THE DATA:
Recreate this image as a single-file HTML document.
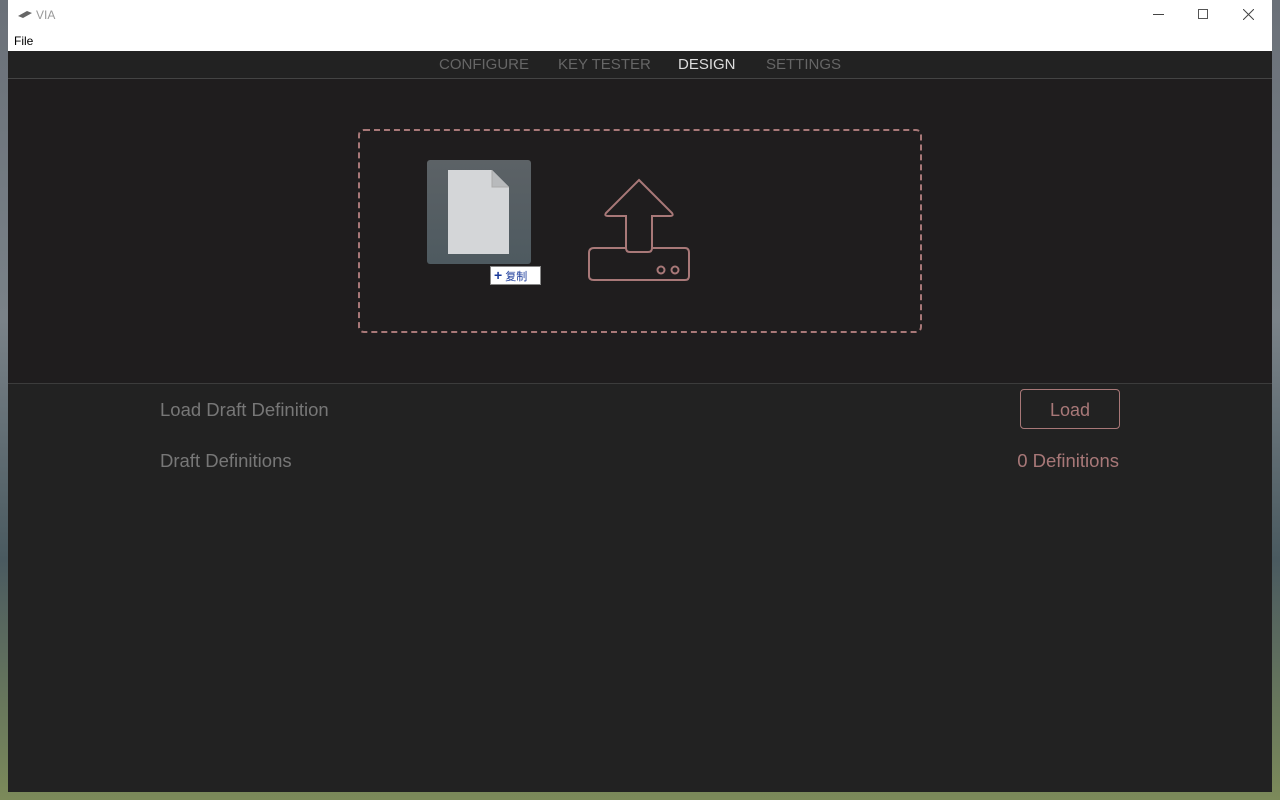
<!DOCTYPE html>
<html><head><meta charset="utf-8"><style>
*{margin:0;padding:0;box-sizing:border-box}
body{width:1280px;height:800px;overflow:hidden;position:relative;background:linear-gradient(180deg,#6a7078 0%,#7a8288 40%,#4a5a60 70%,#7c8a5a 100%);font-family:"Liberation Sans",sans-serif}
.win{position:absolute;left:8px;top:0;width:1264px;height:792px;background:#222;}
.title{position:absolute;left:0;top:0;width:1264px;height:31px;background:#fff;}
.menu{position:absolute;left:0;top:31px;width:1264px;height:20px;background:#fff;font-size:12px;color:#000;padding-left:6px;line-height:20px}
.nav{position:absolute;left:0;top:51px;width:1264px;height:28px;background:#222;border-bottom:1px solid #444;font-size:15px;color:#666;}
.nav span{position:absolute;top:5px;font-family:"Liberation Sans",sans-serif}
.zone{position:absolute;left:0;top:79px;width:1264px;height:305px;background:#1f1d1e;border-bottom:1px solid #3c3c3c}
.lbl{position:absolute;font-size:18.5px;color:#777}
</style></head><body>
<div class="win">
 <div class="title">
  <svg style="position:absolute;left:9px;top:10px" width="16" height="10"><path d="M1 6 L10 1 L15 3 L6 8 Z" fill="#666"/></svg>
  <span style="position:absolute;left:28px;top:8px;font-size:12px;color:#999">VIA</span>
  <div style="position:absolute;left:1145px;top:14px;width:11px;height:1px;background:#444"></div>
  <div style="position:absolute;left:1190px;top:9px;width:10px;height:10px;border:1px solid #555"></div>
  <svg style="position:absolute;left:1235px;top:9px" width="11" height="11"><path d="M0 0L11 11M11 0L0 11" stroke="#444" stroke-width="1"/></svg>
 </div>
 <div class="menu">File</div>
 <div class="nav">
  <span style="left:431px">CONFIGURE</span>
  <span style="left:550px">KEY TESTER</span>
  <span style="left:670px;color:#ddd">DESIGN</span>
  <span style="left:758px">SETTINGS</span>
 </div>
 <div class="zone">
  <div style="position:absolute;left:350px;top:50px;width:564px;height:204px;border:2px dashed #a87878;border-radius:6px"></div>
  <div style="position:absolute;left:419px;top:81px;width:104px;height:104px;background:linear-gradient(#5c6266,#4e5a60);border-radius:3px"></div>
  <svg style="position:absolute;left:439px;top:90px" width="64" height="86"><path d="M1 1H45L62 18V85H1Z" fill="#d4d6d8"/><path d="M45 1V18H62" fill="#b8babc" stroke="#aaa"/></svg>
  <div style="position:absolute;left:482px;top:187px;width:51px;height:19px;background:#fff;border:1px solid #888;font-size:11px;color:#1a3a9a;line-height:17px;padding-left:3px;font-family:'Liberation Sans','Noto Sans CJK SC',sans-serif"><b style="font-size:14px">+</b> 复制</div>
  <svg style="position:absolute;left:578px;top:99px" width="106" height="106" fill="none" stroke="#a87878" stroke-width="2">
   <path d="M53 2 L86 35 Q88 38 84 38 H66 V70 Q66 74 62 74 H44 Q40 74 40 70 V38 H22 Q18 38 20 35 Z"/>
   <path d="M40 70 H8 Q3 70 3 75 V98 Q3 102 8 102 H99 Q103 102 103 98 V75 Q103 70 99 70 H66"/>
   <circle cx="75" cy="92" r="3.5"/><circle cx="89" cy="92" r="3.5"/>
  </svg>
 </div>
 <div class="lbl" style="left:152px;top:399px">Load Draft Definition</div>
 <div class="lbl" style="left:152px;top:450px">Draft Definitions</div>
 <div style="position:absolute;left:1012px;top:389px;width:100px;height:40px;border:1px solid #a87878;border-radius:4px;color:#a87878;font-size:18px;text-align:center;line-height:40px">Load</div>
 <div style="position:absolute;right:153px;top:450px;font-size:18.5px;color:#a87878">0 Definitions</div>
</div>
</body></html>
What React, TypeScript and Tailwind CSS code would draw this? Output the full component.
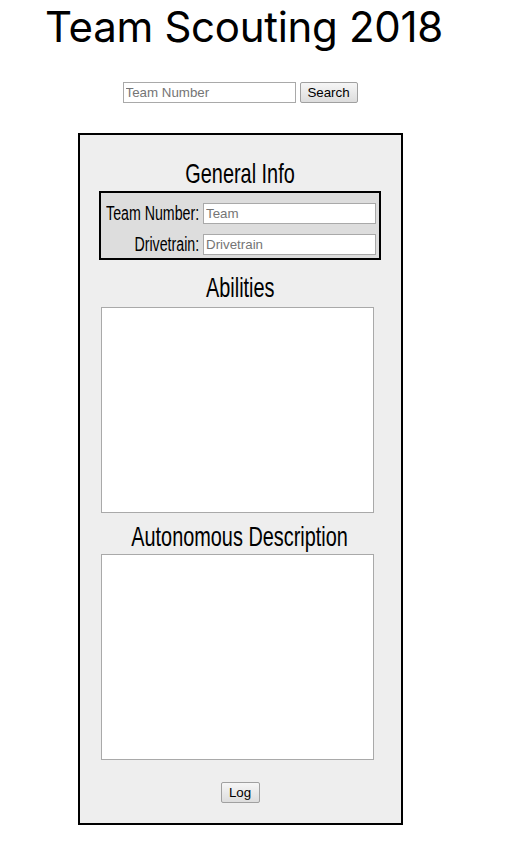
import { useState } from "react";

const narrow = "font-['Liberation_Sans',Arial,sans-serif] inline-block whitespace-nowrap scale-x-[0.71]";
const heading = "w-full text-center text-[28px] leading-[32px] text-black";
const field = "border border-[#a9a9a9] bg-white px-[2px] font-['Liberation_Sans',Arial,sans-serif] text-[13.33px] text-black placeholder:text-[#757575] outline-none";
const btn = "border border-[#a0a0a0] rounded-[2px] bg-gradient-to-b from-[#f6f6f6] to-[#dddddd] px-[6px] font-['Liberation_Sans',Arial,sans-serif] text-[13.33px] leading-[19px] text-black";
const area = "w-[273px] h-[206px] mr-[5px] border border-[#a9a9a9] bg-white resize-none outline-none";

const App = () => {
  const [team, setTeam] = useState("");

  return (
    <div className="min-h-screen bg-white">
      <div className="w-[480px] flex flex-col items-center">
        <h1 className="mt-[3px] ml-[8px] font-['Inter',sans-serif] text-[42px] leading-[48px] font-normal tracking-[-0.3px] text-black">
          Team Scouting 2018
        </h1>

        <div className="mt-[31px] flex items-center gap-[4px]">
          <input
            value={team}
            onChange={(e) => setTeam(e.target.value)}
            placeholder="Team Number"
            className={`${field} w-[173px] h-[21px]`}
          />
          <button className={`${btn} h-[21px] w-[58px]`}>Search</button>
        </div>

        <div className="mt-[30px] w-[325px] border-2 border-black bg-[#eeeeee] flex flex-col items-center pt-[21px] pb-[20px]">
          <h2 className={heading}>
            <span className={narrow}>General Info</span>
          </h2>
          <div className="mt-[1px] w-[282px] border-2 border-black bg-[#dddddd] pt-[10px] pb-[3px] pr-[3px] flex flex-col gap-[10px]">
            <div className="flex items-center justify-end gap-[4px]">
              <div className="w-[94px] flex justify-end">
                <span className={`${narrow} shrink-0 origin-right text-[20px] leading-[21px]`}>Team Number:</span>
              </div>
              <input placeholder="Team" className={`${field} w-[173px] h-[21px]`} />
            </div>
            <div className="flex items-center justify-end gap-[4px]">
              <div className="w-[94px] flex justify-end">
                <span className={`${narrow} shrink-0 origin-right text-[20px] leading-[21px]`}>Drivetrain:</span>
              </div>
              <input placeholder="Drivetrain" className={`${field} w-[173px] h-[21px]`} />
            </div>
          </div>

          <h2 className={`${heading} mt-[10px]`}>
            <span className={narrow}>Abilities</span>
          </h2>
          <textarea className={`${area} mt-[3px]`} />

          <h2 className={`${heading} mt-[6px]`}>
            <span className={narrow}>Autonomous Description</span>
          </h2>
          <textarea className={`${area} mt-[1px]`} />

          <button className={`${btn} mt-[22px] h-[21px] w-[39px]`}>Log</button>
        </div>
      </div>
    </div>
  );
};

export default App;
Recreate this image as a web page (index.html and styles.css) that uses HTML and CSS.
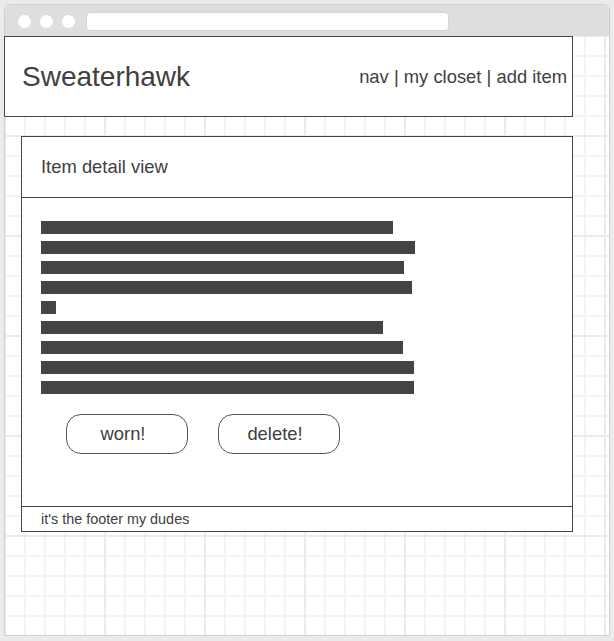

WRITTEN TASK:
Write out each entry exactly as given, omitting any picture.

TASK ANSWER:
Recreate this image as a single-file HTML document.
<!DOCTYPE html>
<html><head><meta charset="utf-8"><style>
*{margin:0;padding:0;box-sizing:border-box}
body{width:1280px;height:800px;overflow:hidden;position:relative;background:linear-gradient(180deg,#6a7078 0%,#7a8288 40%,#4a5a60 70%,#7c8a5a 100%);font-family:"Liberation Sans",sans-serif}
.win{position:absolute;left:8px;top:0;width:1264px;height:792px;background:#222;}
.title{position:absolute;left:0;top:0;width:1264px;height:31px;background:#fff;}
.menu{position:absolute;left:0;top:31px;width:1264px;height:20px;background:#fff;font-size:12px;color:#000;padding-left:6px;line-height:20px}
.nav{position:absolute;left:0;top:51px;width:1264px;height:28px;background:#222;border-bottom:1px solid #444;font-size:15px;color:#666;}
.nav span{position:absolute;top:5px;font-family:"Liberation Sans",sans-serif}
.zone{position:absolute;left:0;top:79px;width:1264px;height:305px;background:#1f1d1e;border-bottom:1px solid #3c3c3c}
.lbl{position:absolute;font-size:18.5px;color:#777}
</style></head><body>
<div class="win">
 <div class="title">
  <svg style="position:absolute;left:9px;top:10px" width="16" height="10"><path d="M1 6 L10 1 L15 3 L6 8 Z" fill="#666"/></svg>
  <span style="position:absolute;left:28px;top:8px;font-size:12px;color:#999">VIA</span>
  <div style="position:absolute;left:1145px;top:14px;width:11px;height:1px;background:#444"></div>
  <div style="position:absolute;left:1190px;top:9px;width:10px;height:10px;border:1px solid #555"></div>
  <svg style="position:absolute;left:1235px;top:9px" width="11" height="11"><path d="M0 0L11 11M11 0L0 11" stroke="#444" stroke-width="1"/></svg>
 </div>
 <div class="menu">File</div>
 <div class="nav">
  <span style="left:431px">CONFIGURE</span>
  <span style="left:550px">KEY TESTER</span>
  <span style="left:670px;color:#ddd">DESIGN</span>
  <span style="left:758px">SETTINGS</span>
 </div>
 <div class="zone">
  <div style="position:absolute;left:350px;top:50px;width:564px;height:204px;border:2px dashed #a87878;border-radius:6px"></div>
  <div style="position:absolute;left:419px;top:81px;width:104px;height:104px;background:linear-gradient(#5c6266,#4e5a60);border-radius:3px"></div>
  <svg style="position:absolute;left:439px;top:90px" width="64" height="86"><path d="M1 1H45L62 18V85H1Z" fill="#d4d6d8"/><path d="M45 1V18H62" fill="#b8babc" stroke="#aaa"/></svg>
  <div style="position:absolute;left:482px;top:187px;width:51px;height:19px;background:#fff;border:1px solid #888;font-size:11px;color:#1a3a9a;line-height:17px;padding-left:3px;font-family:'Liberation Sans','Noto Sans CJK SC',sans-serif"><b style="font-size:14px">+</b> 复制</div>
  <svg style="position:absolute;left:578px;top:99px" width="106" height="106" fill="none" stroke="#a87878" stroke-width="2">
   <path d="M53 2 L86 35 Q88 38 84 38 H66 V70 Q66 74 62 74 H44 Q40 74 40 70 V38 H22 Q18 38 20 35 Z"/>
   <path d="M40 70 H8 Q3 70 3 75 V98 Q3 102 8 102 H99 Q103 102 103 98 V75 Q103 70 99 70 H66"/>
   <circle cx="75" cy="92" r="3.5"/><circle cx="89" cy="92" r="3.5"/>
  </svg>
 </div>
 <div class="lbl" style="left:152px;top:399px">Load Draft Definition</div>
 <div class="lbl" style="left:152px;top:450px">Draft Definitions</div>
 <div style="position:absolute;left:1012px;top:389px;width:100px;height:40px;border:1px solid #a87878;border-radius:4px;color:#a87878;font-size:18px;text-align:center;line-height:40px">Load</div>
 <div style="position:absolute;right:153px;top:450px;font-size:18.5px;color:#a87878">0 Definitions</div>
</div>
</body></html>
What React, TypeScript and Tailwind CSS code would draw this? Output the full component.
import { useState } from "react";

const narrow = "font-['Liberation_Sans',Arial,sans-serif] inline-block whitespace-nowrap scale-x-[0.71]";
const heading = "w-full text-center text-[28px] leading-[32px] text-black";
const field = "border border-[#a9a9a9] bg-white px-[2px] font-['Liberation_Sans',Arial,sans-serif] text-[13.33px] text-black placeholder:text-[#757575] outline-none";
const btn = "border border-[#a0a0a0] rounded-[2px] bg-gradient-to-b from-[#f6f6f6] to-[#dddddd] px-[6px] font-['Liberation_Sans',Arial,sans-serif] text-[13.33px] leading-[19px] text-black";
const area = "w-[273px] h-[206px] mr-[5px] border border-[#a9a9a9] bg-white resize-none outline-none";

const App = () => {
  const [team, setTeam] = useState("");

  return (
    <div className="min-h-screen bg-white">
      <div className="w-[480px] flex flex-col items-center">
        <h1 className="mt-[3px] ml-[8px] font-['Inter',sans-serif] text-[42px] leading-[48px] font-normal tracking-[-0.3px] text-black">
          Team Scouting 2018
        </h1>

        <div className="mt-[31px] flex items-center gap-[4px]">
          <input
            value={team}
            onChange={(e) => setTeam(e.target.value)}
            placeholder="Team Number"
            className={`${field} w-[173px] h-[21px]`}
          />
          <button className={`${btn} h-[21px] w-[58px]`}>Search</button>
        </div>

        <div className="mt-[30px] w-[325px] border-2 border-black bg-[#eeeeee] flex flex-col items-center pt-[21px] pb-[20px]">
          <h2 className={heading}>
            <span className={narrow}>General Info</span>
          </h2>
          <div className="mt-[1px] w-[282px] border-2 border-black bg-[#dddddd] pt-[10px] pb-[3px] pr-[3px] flex flex-col gap-[10px]">
            <div className="flex items-center justify-end gap-[4px]">
              <div className="w-[94px] flex justify-end">
                <span className={`${narrow} shrink-0 origin-right text-[20px] leading-[21px]`}>Team Number:</span>
              </div>
              <input placeholder="Team" className={`${field} w-[173px] h-[21px]`} />
            </div>
            <div className="flex items-center justify-end gap-[4px]">
              <div className="w-[94px] flex justify-end">
                <span className={`${narrow} shrink-0 origin-right text-[20px] leading-[21px]`}>Drivetrain:</span>
              </div>
              <input placeholder="Drivetrain" className={`${field} w-[173px] h-[21px]`} />
            </div>
          </div>

          <h2 className={`${heading} mt-[10px]`}>
            <span className={narrow}>Abilities</span>
          </h2>
          <textarea className={`${area} mt-[3px]`} />

          <h2 className={`${heading} mt-[6px]`}>
            <span className={narrow}>Autonomous Description</span>
          </h2>
          <textarea className={`${area} mt-[1px]`} />

          <button className={`${btn} mt-[22px] h-[21px] w-[39px]`}>Log</button>
        </div>
      </div>
    </div>
  );
};

export default App;
Recreate this image as a web page (index.html and styles.css) that uses HTML and CSS.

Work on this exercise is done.